Kind regards, Detlef

http://www.boeckler.de/pdf/p_wsi_report_10_2013

Thanx Detlef.  I used all three values for comparison and referred with Gini.  But Gini seems overestimating inequality than Atkinson's Index.  You can refer the attached file.

Dear S.J.,

related to your conservative conclusion "Gini seems overestimating inequality than Atkinson's Index" De Maio (2007, p. 850) discusses, that

"The Gini coefficient’s main weakness as a measure of income distribution is that it is incapable of differentiating different kinds of inequalities."

and:

"Along with this limitation, researchers working with the Gini coefficient need to be aware that it is most sensitive to inequalities in the middle part of the income spectrum."

and finally:

"Atkinson argued that this index was a way to incorporate Rawls’ conception of social justice into the measurement of income inequality.
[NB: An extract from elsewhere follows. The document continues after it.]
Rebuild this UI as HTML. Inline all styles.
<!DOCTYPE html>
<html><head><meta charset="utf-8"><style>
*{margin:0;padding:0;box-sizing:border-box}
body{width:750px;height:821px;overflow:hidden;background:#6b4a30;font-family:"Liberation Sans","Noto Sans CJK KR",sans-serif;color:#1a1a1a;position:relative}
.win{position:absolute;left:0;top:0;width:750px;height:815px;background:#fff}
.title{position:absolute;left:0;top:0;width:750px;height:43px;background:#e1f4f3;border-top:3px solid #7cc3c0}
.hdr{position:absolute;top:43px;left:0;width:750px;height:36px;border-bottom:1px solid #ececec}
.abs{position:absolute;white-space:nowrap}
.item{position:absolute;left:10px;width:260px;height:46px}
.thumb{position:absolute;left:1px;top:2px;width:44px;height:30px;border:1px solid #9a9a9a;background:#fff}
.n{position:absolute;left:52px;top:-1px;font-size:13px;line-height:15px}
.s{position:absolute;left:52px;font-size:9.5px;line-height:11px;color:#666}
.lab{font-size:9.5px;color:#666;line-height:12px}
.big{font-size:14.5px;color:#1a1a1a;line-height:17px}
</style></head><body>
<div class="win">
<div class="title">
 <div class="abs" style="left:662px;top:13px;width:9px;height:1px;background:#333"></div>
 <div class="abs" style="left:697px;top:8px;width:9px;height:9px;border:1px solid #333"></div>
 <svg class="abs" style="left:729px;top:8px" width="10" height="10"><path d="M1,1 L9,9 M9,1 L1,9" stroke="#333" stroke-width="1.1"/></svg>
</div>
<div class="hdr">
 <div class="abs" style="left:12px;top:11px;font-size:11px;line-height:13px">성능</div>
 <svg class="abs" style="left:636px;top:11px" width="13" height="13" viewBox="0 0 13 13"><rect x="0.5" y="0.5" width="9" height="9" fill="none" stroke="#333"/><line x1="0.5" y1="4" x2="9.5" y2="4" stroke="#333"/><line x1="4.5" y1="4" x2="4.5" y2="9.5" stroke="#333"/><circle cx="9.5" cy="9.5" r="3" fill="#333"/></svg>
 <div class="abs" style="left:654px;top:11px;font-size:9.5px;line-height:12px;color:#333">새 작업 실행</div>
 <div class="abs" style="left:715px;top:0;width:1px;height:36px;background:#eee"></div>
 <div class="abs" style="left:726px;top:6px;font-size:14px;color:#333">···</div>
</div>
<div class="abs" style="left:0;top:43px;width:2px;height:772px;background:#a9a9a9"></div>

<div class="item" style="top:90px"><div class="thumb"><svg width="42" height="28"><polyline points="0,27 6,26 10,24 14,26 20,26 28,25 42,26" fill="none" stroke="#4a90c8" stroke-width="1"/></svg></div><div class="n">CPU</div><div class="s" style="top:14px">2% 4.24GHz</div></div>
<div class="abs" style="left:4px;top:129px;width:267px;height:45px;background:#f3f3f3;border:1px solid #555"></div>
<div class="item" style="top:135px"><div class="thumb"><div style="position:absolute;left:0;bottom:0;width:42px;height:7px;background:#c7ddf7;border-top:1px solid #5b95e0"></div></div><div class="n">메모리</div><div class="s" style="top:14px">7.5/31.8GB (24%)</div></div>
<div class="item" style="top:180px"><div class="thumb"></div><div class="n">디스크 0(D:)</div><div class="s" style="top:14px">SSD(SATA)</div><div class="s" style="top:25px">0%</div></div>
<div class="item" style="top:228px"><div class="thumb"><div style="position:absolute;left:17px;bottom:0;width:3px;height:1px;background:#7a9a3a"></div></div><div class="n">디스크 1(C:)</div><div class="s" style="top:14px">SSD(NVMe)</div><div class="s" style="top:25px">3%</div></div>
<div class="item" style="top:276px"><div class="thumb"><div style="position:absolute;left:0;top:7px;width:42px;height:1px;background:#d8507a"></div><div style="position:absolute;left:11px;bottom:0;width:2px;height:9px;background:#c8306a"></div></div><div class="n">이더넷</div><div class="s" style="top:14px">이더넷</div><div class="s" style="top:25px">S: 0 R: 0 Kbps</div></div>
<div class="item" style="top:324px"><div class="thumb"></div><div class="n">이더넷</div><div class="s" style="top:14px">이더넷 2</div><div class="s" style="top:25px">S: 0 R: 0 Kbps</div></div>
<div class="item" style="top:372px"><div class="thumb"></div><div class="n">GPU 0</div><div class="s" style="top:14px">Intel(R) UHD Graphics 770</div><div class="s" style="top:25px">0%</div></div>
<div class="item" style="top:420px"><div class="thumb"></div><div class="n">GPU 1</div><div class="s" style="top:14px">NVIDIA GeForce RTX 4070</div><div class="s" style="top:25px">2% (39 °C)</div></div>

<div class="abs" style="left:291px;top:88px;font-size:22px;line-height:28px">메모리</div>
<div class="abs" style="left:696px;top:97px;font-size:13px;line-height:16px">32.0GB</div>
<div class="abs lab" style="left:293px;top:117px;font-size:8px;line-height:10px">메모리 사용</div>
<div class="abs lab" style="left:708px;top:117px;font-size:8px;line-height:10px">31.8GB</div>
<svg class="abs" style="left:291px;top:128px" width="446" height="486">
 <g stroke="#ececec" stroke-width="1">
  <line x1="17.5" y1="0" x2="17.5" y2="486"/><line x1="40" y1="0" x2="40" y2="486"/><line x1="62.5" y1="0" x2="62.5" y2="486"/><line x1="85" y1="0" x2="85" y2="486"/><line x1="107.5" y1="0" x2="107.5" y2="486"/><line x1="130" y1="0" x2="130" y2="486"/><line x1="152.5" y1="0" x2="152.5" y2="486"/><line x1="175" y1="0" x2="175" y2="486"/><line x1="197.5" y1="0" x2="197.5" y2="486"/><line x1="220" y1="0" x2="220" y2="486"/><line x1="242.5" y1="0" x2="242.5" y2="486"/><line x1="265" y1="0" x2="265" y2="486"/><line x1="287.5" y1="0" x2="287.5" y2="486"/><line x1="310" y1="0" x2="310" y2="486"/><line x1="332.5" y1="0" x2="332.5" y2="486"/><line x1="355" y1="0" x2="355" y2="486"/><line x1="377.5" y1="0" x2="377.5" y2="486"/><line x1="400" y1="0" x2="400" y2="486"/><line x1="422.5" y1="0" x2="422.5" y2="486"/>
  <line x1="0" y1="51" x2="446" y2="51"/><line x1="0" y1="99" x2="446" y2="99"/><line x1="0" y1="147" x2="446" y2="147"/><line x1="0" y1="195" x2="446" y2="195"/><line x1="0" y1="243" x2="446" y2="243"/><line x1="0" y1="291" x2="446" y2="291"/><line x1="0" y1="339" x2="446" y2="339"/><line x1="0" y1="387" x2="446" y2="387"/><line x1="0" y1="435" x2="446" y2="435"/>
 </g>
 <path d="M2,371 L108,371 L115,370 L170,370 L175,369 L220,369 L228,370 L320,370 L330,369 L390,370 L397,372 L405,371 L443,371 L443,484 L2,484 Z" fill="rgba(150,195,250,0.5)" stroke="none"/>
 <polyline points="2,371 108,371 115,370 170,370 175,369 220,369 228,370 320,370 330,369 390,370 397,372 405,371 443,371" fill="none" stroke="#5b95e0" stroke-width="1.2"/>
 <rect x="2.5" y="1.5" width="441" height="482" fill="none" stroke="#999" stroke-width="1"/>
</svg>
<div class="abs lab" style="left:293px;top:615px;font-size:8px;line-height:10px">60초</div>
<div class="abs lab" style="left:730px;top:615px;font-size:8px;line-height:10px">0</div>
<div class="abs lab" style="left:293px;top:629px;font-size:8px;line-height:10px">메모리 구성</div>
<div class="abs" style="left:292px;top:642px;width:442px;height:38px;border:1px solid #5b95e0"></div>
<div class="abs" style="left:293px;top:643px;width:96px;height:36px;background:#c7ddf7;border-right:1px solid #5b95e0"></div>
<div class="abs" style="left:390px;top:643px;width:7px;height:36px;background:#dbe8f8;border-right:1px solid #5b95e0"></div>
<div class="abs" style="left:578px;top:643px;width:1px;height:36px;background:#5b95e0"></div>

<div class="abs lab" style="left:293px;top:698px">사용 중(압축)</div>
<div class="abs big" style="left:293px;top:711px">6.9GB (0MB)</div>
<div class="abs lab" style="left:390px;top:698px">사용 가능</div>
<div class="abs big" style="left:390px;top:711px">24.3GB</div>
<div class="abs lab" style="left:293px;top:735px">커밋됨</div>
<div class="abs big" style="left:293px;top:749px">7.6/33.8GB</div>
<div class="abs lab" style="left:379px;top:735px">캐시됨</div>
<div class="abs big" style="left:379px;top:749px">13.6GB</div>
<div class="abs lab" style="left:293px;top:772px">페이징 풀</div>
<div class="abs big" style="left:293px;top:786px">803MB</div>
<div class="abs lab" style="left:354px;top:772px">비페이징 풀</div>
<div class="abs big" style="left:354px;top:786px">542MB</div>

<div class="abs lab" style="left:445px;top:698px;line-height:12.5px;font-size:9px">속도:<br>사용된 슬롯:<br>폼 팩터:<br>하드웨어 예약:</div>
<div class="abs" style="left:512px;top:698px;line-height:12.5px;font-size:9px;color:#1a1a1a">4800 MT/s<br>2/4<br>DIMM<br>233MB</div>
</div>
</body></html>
In practice, paramater (epsilon) values of 0.5, 1, 1.5 or 2 are used; the higher the value, the more sensitive the Atkinson index becomes to inequalities at the bottom of the income distribution. 

So, the question is to me, where are the inequalities within the range of the income distribution to be found. (In my opinion, both cases are possible). So, there are two more hints in order for further analyses (and in order to get more clarity):

Related to De Maio (2007, p. 850f.), calculate the decile ratios, and compare these results with the GINI coefficient. (Perhaps you'll get knew and enlarged findings. I assume, you perhaps can recognize certain inter-connections / interdependences and certain changes between the three indexes - just have a try.)

Related to Unger et al (2013, pp. 19ff.), calculate Atkinson index, GINI coefficient and decile ratios over a period of 10 or 20 years (depends on the available data). (Perhaps you'll get knew and enlarged findings over the analysed timeline. - just have a try, too.)

Kind regards, Detlef

Thanks Detlef, for the detailed information.